> [Aim]:
Please set down exactly the lines of the listing below from the line containing "Write the React, TypeScript" through the line containing "import React from", both lines included, leaving out all other lines.

> [The records]:
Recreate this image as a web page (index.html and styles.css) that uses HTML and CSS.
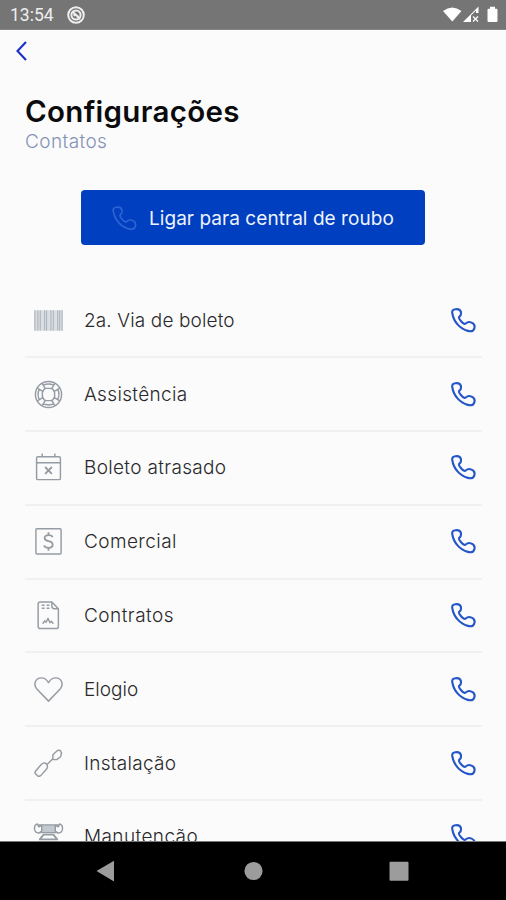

...

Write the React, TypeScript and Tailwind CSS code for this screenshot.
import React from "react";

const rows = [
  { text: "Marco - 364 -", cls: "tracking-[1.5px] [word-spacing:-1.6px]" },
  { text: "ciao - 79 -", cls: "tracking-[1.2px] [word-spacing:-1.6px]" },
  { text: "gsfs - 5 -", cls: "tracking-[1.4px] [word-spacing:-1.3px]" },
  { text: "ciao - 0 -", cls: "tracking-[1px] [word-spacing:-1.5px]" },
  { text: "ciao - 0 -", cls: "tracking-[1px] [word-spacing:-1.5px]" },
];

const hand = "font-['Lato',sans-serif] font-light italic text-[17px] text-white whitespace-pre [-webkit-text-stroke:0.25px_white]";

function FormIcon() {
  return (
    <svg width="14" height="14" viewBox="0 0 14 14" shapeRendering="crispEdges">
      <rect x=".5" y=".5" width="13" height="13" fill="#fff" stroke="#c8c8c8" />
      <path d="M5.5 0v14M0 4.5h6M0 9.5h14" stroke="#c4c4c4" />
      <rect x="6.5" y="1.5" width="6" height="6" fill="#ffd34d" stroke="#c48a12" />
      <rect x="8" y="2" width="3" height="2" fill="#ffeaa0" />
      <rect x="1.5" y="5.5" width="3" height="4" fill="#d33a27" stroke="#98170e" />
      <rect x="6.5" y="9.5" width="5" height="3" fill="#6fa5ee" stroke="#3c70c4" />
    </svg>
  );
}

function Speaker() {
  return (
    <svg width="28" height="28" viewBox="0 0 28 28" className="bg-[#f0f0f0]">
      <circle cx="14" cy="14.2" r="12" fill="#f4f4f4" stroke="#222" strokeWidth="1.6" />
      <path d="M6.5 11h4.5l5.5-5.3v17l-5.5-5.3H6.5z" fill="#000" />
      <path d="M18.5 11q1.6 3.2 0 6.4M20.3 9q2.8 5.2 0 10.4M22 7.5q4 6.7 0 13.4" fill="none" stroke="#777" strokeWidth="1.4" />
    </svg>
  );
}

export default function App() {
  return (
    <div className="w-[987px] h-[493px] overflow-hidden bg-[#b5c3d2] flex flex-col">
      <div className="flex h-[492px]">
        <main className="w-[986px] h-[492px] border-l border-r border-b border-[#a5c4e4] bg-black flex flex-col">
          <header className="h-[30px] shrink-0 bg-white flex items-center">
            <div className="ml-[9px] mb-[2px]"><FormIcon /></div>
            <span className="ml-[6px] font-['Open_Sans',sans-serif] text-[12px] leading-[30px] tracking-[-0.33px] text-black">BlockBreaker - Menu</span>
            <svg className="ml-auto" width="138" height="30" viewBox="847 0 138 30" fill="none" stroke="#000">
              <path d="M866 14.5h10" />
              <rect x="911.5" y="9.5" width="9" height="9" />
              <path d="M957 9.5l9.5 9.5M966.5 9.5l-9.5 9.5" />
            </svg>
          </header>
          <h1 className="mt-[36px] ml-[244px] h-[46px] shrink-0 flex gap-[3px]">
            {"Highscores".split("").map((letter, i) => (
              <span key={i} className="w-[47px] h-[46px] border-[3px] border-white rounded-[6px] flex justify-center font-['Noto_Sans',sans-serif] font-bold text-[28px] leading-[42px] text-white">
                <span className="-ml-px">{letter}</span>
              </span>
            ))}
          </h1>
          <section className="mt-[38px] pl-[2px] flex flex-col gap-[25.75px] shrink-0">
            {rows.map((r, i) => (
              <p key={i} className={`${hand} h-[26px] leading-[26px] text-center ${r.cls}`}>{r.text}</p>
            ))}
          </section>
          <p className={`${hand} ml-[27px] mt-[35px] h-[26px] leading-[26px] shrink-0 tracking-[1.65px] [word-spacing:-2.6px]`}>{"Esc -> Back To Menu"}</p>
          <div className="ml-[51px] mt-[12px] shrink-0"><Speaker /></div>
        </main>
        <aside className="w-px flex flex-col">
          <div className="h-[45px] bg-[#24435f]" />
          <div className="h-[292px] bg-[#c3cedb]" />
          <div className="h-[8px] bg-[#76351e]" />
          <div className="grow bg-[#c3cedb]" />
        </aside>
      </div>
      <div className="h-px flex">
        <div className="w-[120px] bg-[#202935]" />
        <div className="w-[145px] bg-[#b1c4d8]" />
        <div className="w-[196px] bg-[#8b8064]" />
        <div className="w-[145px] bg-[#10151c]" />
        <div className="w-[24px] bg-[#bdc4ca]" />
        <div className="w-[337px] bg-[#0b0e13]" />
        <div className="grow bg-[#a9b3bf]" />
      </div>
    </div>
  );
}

> [Written reply]:
Write the React, TypeScript and Tailwind CSS code for this screenshot.
import React from "react";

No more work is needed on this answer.